Even Kirk's not a bad father, since he listened to Carol's direct orders to stay away after David's birth. He obeyed the Marcus family rules and didn't impose himself on his son.

Kirk wasn't bad, just not there because the mother didn't want him around.

No.

Depends on your definition of bad father. Can an absent father be a bad father? Or does being a bad father require being in the child's life at some point?

Kirk was not a good father. He also was not a mediocre father.

Respecting Carol's wishes? That's a load of crap. That's an excuse. Any father worth his salt fights to be in his child's life. Any father worth his salt and who realizes his lifestyle is incompatible with being a father changes his lifestyle in order to become the father his child deserves.

Kirk was a deadbeat dad. The fact that is what Carol wanted doesn't excuse this.
 
Didn't he leave his kid on an occupied station and then later abandon him?
Jake was 18 years old before "CALL TO ARMS", so he was an adult. He chose to stay behind, and Ben didn't find out until they were already well away from the station.

And Ben never abandoned his son. If you are saying he did by going to the Fire Caves in the end, that is like saying every soldier that's a father or mother who died in the line of duty abandoned their kids. That is just completely wrong.
 
Even Kirk's not a bad father, since he listened to Carol's direct orders to stay away after David's birth. He obeyed the Marcus family rules and didn't impose himself on his son.

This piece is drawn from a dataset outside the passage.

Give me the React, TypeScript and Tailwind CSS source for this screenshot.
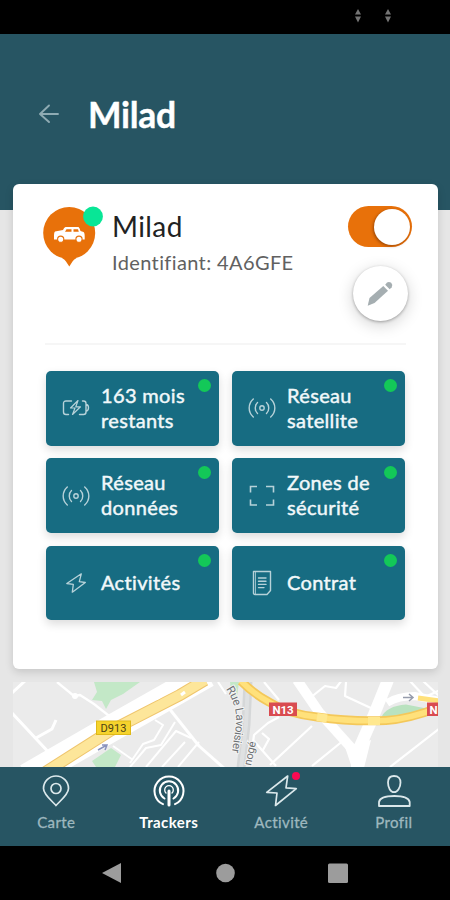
import React from "react";

type IconProps = { className?: string };

const line = {
  fill: "none",
  stroke: "currentColor",
  strokeLinecap: "round" as const,
  strokeLinejoin: "round" as const,
};

function BatteryIcon() {
  return (
    <svg width="28" height="20" viewBox="0 0 28 20" {...line} strokeWidth="1.400">
      <path d="M9.500 3H4Q1.500 3 1.500 5.500V14Q1.500 16.500 4 16.500H6.500M20.500 3H21.500Q24 3 24 5.500V14Q24 16.500 21.500 16.500H17.500M24.500 6.500Q26.500 7 26.500 9.800Q26.500 12.500 24.500 13" />
      <path d="M16 2.500L8.500 10H13L10.500 16.500L18.500 8.800H13.800Z" strokeWidth="1.200" />
    </svg>
  );
}

function SignalIcon() {
  return (
    <svg width="28" height="22" viewBox="0 0 28 22" {...line} strokeWidth="1.400">
      <circle cx="14" cy="11" r="2.200" />
      <path d="M9.500 5.500C6.500 8.300 6.500 13.700 9.500 16.500M18.500 5.500C21.500 8.300 21.500 13.700 18.500 16.500M5.300 2C-.2 7 -.2 15 5.300 20M22.700 2C28.200 7 28.200 15 22.700 20" />
    </svg>
  );
}

function ZoneIcon() {
  return (
    <svg width="28" height="22" viewBox="0 0 28 22" {...line} strokeLinecap="butt" strokeLinejoin="miter" strokeWidth="1.600">
      <path d="M2.500 7.500V1.500H9M18 1.500H25.500V7.500M25.500 14.500V20H18M9 20H2.500V14.500" />
    </svg>
  );
}

function SmallBolt() {
  return (
    <svg width="20" height="20" viewBox="0 0 20 20" {...line} strokeWidth="1.300">
      <path d="M15.300 .8L.8 10.500L7.300 11.300L6.300 19.200L19.300 9.500L13.300 8.700Z" />
    </svg>
  );
}

function ContractIcon() {
  return (
    <svg width="20" height="26" viewBox="0 0 20 26" {...line} strokeWidth="1.400">
      <path d="M1.500 1.500H18.500V20.500L15 24.500H3Q1.500 24.500 1.500 23Z" />
      <path d="M3.500 2V24" strokeWidth=".8" />
      <path d="M6.500 8H14M6.500 11.200H14M6.500 14.400H14M6.500 17.600H12" />
    </svg>
  );
}

function TrackerPin() {
  return (
    <svg width="60" height="62" viewBox="0 0 60 62">
      <circle cx="26.200" cy="27" r="26" fill="#e8710a" />
      <path d="M19 52Q22 53.500 23 55.500L26.300 60.500L29.500 55.500Q30.500 53.500 33.500 52Z" fill="#e8710a" />
      <path
        fillRule="evenodd"
        d="M12 25.500L20 24Q21 21.500 22.500 21H35.500Q36.500 21.500 37.500 25L40.500 26Q41.700 26.500 41.700 30.500V33.500H11V29Q11 26 12 25.500ZM23.500 23.300L22 25.800H28.500V23.300ZM30.500 23.300V25.800H35.800L35 23.300Z"
        fill="#fff"
      />
      <circle cx="17.700" cy="33.200" r="3.100" fill="#fff" stroke="#e8710a" strokeWidth="1.100" />
      <circle cx="36" cy="33.200" r="3.100" fill="#fff" stroke="#e8710a" strokeWidth="1.100" />
      <circle cx="50" cy="10.500" r="9.900" fill="#08e696" />
    </svg>
  );
}

function PencilIcon() {
  return (
    <svg width="26" height="26" viewBox="0 0 26 26" fill="#a5aeb1">
      <path d="M.7 24.700L2.500 17L16.300 5L21 9.700L7.500 22Z" />
      <path d="M18.200 3.700L20 1.500Q22 .2 24.200 1.800Q26 3.800 24.700 6.200L22.700 8.300Z" />
    </svg>
  );
}

function MapView() {
  return (
    <svg width="425" height="85" viewBox="13 682 425 85" className="block" fill="none">
      <rect x="13" y="682" width="425" height="85" fill="#ebebeb" />
      <path d="M94 682H140L123 694L111 700L106 709L102 701L92 700L97 692Z" fill="#c3e8c7" />
      <path d="M230 682H239L236 705L231 691Z" fill="#c3e8c7" />
      <g stroke="#fff" strokeWidth="3" strokeLinejoin="round">
        <path d="M12 693L25 681M12 713L53 757M36 738L52 729L56 720" />
        <path d="M57 682L74 696L80 695L94 704L113 719" strokeWidth="2.300" />
        <path d="M168 707L199 746L225 769" />
        <path d="M155 720L163 725L154 740L143 744L130 763M113 746L133 760M130 767L146 748L161 745L175 722M146 767L176 731L191 738M162 767L185 742M178 767L199 742" strokeWidth="2" />
        <path d="M218 682L226 694M250 765L254 735L268 723L279 717M254 741L276 766M262 733L269 739L263 750M270 765L312 726M312 766L344 740M390 767L440 728M264 682L279 700M310 698L325 686L336 688L342 680M346 682L345 696L373 709L387 698M409 680L425 697L440 690M422 680L440 697" strokeWidth="2.200" />
        <circle cx="75" cy="696" r="3" fill="#fff" stroke="none" />
      </g>
      <path d="M248 681L246 725L241 768" stroke="#d5d7d8" strokeWidth="9" />
      <path d="M248 681L246 725L241 768" stroke="#dfe1e2" strokeWidth="4" />
      <path d="M297 680L319 712L355 752" stroke="#fff" strokeWidth="10" />
      <path d="M388 680L373 717L358 751L357 768" stroke="#fff" strokeWidth="12" />
      <path d="M345 747L371 740L364 768H352Z" fill="#fff" />
      <path d="M387 703Q398 696 415 696L440 701" stroke="#fff" strokeWidth="8" />
      <path d="M381 718Q386 706 406 704.500L429 709L426 716L401 718Z" fill="#b9e2bf" />
      <path d="M27 777L105 732L172 694L207 674" stroke="#fff" strokeWidth="27" />
      <path d="M92 761L111 748L121 755L115 767H96Z" fill="#c3e8c7" />
      <path d="M44 773L110 731L180 695L205 680" stroke="#efc56d" strokeWidth="12" />
      <path d="M44 773L110 731L180 695L205 680" stroke="#fde69a" strokeWidth="10" />
      <path d="M156 699L161 696M174 689L181 685M181 695L185 692" stroke="#fff" strokeWidth="3" />
      <path d="M241 681Q254 694 269 702Q288 714 317 717Q352 722 386 720.500Q410 719 440 707" stroke="#f4c85a" strokeWidth="9" />
      <path d="M241 681Q254 694 269 702Q288 714 317 717Q352 722 386 720.500Q410 719 440 707" stroke="#ffe17b" strokeWidth="5.500" />
      <path d="M317 717L327 718.500M368 721L380 721" stroke="#ffe88f" strokeWidth="8" />
      <path d="M418 698L440 701" stroke="#ffe17b" strokeWidth="5" />
      <path d="M98 750L107 745M102 745H107L105 750" stroke="#8a93bd" strokeWidth="1.500" />
      <path d="M403 697.500H413M409 694L413 697.500L409 701" stroke="#969cac" strokeWidth="1.500" />
      <rect x="96.500" y="721" width="34" height="13.500" fill="#f5d32d" stroke="#dfb918" />
      <text x="100.500" y="732" fontSize="11" fill="#4c4216" textLength="26" className="font-['Roboto',sans-serif]">D913</text>
      <rect x="269" y="702.500" width="28" height="13.500" fill="#d94b50" />
      <text x="272.500" y="713.500" fontSize="11.500" fontWeight="700" fill="#fff" textLength="21" className="font-['Roboto',sans-serif]">N13</text>
      <rect x="427" y="702.500" width="20" height="13.500" fill="#d94b50" />
      <text x="429.500" y="713.500" fontSize="11.500" fontWeight="700" fill="#fff" className="font-['Roboto',sans-serif]">N</text>
      <defs>
        <path id="lavoisier" d="M226 689Q238 707 236 725Q234 740 231 757" />
      </defs>
      <text fontSize="11.500" fill="#6e7275" stroke="#f4f4f4" strokeWidth="2" paintOrder="stroke" className="font-['Roboto',sans-serif]">
        <textPath href="#lavoisier" textLength="66">Rue Lavoisier</textPath>
      </text>
      <text fontSize="11" fill="#6e7275" stroke="#f4f4f4" strokeWidth="2" paintOrder="stroke" transform="translate(251 766) rotate(-78)" className="font-['Roboto',sans-serif]">nogé</text>
    </svg>
  );
}

const tiles = [
  { lines: ["163 mois", "restants"], icon: <BatteryIcon /> },
  { lines: ["Réseau", "satellite"], icon: <SignalIcon /> },
  { lines: ["Réseau", "données"], icon: <SignalIcon /> },
  { lines: ["Zones de", "sécurité"], icon: <ZoneIcon /> },
  { lines: ["Activités"], icon: <SmallBolt /> },
  { lines: ["Contrat"], icon: <ContractIcon /> },
];

function MapPinIcon() {
  return (
    <svg width="34" height="34" viewBox="0 0 34 34" {...line} strokeWidth="1.700">
      <path d="M17 31.500C13 27 4.500 20.500 4.500 14.500A12.500 12.500 0 0 1 29.500 14.500C29.500 20.500 21 27 17 31.500Z" />
      <circle cx="17" cy="14.500" r="5" />
    </svg>
  );
}

function TrackersIcon() {
  return (
    <svg width="34" height="34" viewBox="0 0 34 34" {...line} strokeWidth="2">
      <path d="M11 30.200A14.500 14.500 0 1 1 23 30.200M12.500 24.500A9.200 9.200 0 1 1 21.500 24.500" />
      <path d="M14 19A4.300 4.300 0 1 1 20 19" strokeWidth="1.300" />
      <path d="M17 17V31" strokeWidth="3" />
    </svg>
  );
}

function ActivityIcon() {
  return (
    <svg width="34" height="34" viewBox="0 0 34 34" {...line} strokeWidth="1.700">
      <path d="M23.700 2L2.700 18.300L13 19L11.500 31.500L32.300 14.700L22 13.900Z" />
    </svg>
  );
}

function ProfileIcon() {
  return (
    <svg width="34" height="34" viewBox="0 0 34 34" {...line} strokeWidth="1.800">
      <path d="M17 2C13 2 11 4.500 11 8.500C11 13.500 13.500 18.200 17 18.200C20.500 18.200 23.500 13.500 23.500 8.500C23.500 4.500 21.500 2 17 2Z" />
      <path d="M2 32V28Q3 22 17.300 22Q31.500 22 32.700 28V32Z" />
    </svg>
  );
}

const tabs = [
  { label: "Carte", icon: <MapPinIcon /> },
  { label: "Trackers", icon: <TrackersIcon />, active: true },
  { label: "Activité", icon: <ActivityIcon />, badge: true },
  { label: "Profil", icon: <ProfileIcon /> },
];

function StatusMark({ className }: IconProps) {
  return (
    <svg width="6" height="14" viewBox="0 0 6 14" fill="#747474" className={className}>
      <path d="M3 0L6 5.500H0ZM0 7.500H6L3 13.500Z" />
    </svg>
  );
}

export default function App() {
  return (
    <div className="flex h-[900px] w-[450px] flex-col overflow-hidden bg-[#e6e6e6] font-['Lato','Open_Sans',sans-serif] [font-variant-ligatures:none]">
      <div className="flex h-[34px] shrink-0 justify-end gap-[24px] bg-black pt-[9px] pr-[59px]">
        <StatusMark />
        <StatusMark />
      </div>
      <header className="flex h-[176px] shrink-0 items-start bg-[#275563] pt-[57px] pl-[38px]">
        <svg width="21" height="20" viewBox="0 0 21 20" {...line} strokeWidth="1.900" className="mt-[13px] text-[#8fabb3]">
          <path d="M11 1.500L2 10L11 18M2 10H20" />
        </svg>
        <h1 className="ml-[29px] text-[35.500px] leading-[47px] font-bold tracking-[-0.3px] text-white [-webkit-text-stroke:0.4px_white]">Milad</h1>
      </header>

      <main className="-mt-[26px] flex h-[583px] shrink-0 flex-col px-[13px]">
        <section className="h-[485px] w-[425px] shrink-0 rounded-[6px] bg-white shadow-[0_3px_9px_rgba(0,0,0,0.14)]">
          <div className="mx-[32px] flex h-[161px] border-b-2 border-[#f6f6f6]">
            <div className="-ml-[2px] w-[69px] shrink-0 pt-[22px]">
              <TrackerPin />
            </div>
            <div className="w-[210px] shrink-0 pt-[25px]">
              <div className="text-[28px] leading-[34px] tracking-[0.4px] text-[#222]">Milad</div>
              <div className="mt-[8px] text-[20px] leading-[22px] tracking-[0.38px] whitespace-nowrap text-[#616161]">Identifiant: 4A6GFE</div>
            </div>
            <div className="ml-[26px] flex w-[64px] shrink-0 flex-col items-center pt-[22px]">
              <div className="flex h-[41px] w-[64px] shrink-0 items-center justify-end rounded-full bg-[#e8710a] pr-[2px]">
                <div className="size-[36px] rounded-full bg-white shadow-[-1px_1px_3px_rgba(80,30,0,0.5)]" />
              </div>
              <div className="mt-[19px] flex size-[55px] shrink-0 items-center justify-center rounded-full bg-white shadow-[0_1px_3px_rgba(0,0,0,0.3),0_4px_16px_rgba(0,0,0,0.18)]">
                <PencilIcon />
              </div>
            </div>
          </div>
          <div className="mx-[33px] mt-[26px] grid grid-cols-[173px_173px] gap-x-[13px] gap-y-[12.800px]">
            {tiles.map((tile, i) => (
              <div key={i} className="relative flex h-[74.500px] items-center rounded-[5px] bg-[#176c82] text-white shadow-[0_4px_10px_rgba(0,0,0,0.14)]">
                <div className="ml-[14px] flex w-[31px] shrink-0 justify-center text-[#b7d2d9]">{tile.icon}</div>
                <div className="mb-[1px] ml-[10px] text-[20px] leading-[25px] tracking-[0.35px] whitespace-nowrap text-[#f1f8fa] [-webkit-text-stroke:0.45px_#f1f8fa]">
                  {tile.lines.map((text) => (
                    <div key={text}>{text}</div>
                  ))}
                </div>
                <span className="absolute top-[8px] right-[8px] size-[13px] rounded-full bg-[#13c858]" />
              </div>
            ))}
          </div>
        </section>
        <div className="mt-[13px]">
          <MapView />
        </div>
      </main>

      <nav className="grid h-[79px] shrink-0 grid-cols-4 bg-[#275563]">
        {tabs.map((tab) => (
          <div key={tab.label} className={tab.active ? "flex flex-col items-center pt-[7px] text-white" : "flex flex-col items-center pt-[7px] text-[#dbe8eb]"}>
            <div className="relative">
              {tab.icon}
              {tab.badge && <span className="absolute -top-[2px] right-[-2px] size-[8px] rounded-full bg-[#fb0b52]" />}
            </div>
            <div className={tab.active ? "mt-[5px] text-[15px] leading-[18px] font-bold tracking-[0.4px]" : "mt-[5px] text-[15px] leading-[18px] tracking-[0.4px] text-[#9eb8bf] [-webkit-text-stroke:0.3px_#9eb8bf]"}>{tab.label}</div>
          </div>
        ))}
      </nav>

      <div className="h-[54px] shrink-0 bg-black">
        <svg width="450" height="54" viewBox="0 846 450 54" fill="#9c9c9c">
          <path d="M102 873L121 863V883Z" />
          <circle cx="225.500" cy="873" r="9.300" />
          <rect x="328" y="863.500" width="20" height="19.500" rx="1.500" />
        </svg>
      </div>
    </div>
  );
}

Kirk wasn't bad, just not there because the mother didn't want him around.

No.

Depends on your definition of bad father. Can an absent father be a bad father? Or does being a bad father require being in the child's life at some point?

Kirk was not a good father. He also was not a mediocre father.

Respecting Carol's wishes? That's a load of crap. That's an excuse. Any father worth his salt fights to be in his child's life. Any father worth his salt and who realizes his lifestyle is incompatible with being a father changes his lifestyle in order to become the father his child deserves.

Kirk was a deadbeat dad. The fact that is what Carol wanted doesn't excuse this.
I can actually agree with both of these things about Kirk.
 
disassemble? dead... disassemble number five... dead.... OOOH NOOOOO
That's why you need to replicate MANY copies, incase you break a few of them and can't put them back together again!

They were able to back-up many parts of Data's Digital Memories & Digital Soul onto other fancy Computer Hardware in ST:PIC
They were also able to load Data back up into a new, more advanced Synth Body.

Also, the USS Enterprise-D was able to create a Sentient Hologram by accident with the Moriarty character.
The fact that they were able to back him up to lends credence that Moriarty is just fancy AI, but still has the limitations of computer software.
Eventually being very similar to "The Doctor" from ST:VOY.

So take that for what it's worth, Data is more fancy software than special hardware.
 
Even Kirk's not a bad father, since he listened to Carol's direct orders to stay away after David's birth. He obeyed the Marcus family rules and didn't impose himself on his son.

Kirk wasn't bad, just not there because the mother didn't want him around.
A father is equally a parent just as much as a mother is. Absent something extreme like abuse -- which is certainly not the case here -- a mother doesn't just get to say "stay out of this kid's life." And a good father does not just abandon his child because the mother says to. Kirk was a great starship commander but a lousy father.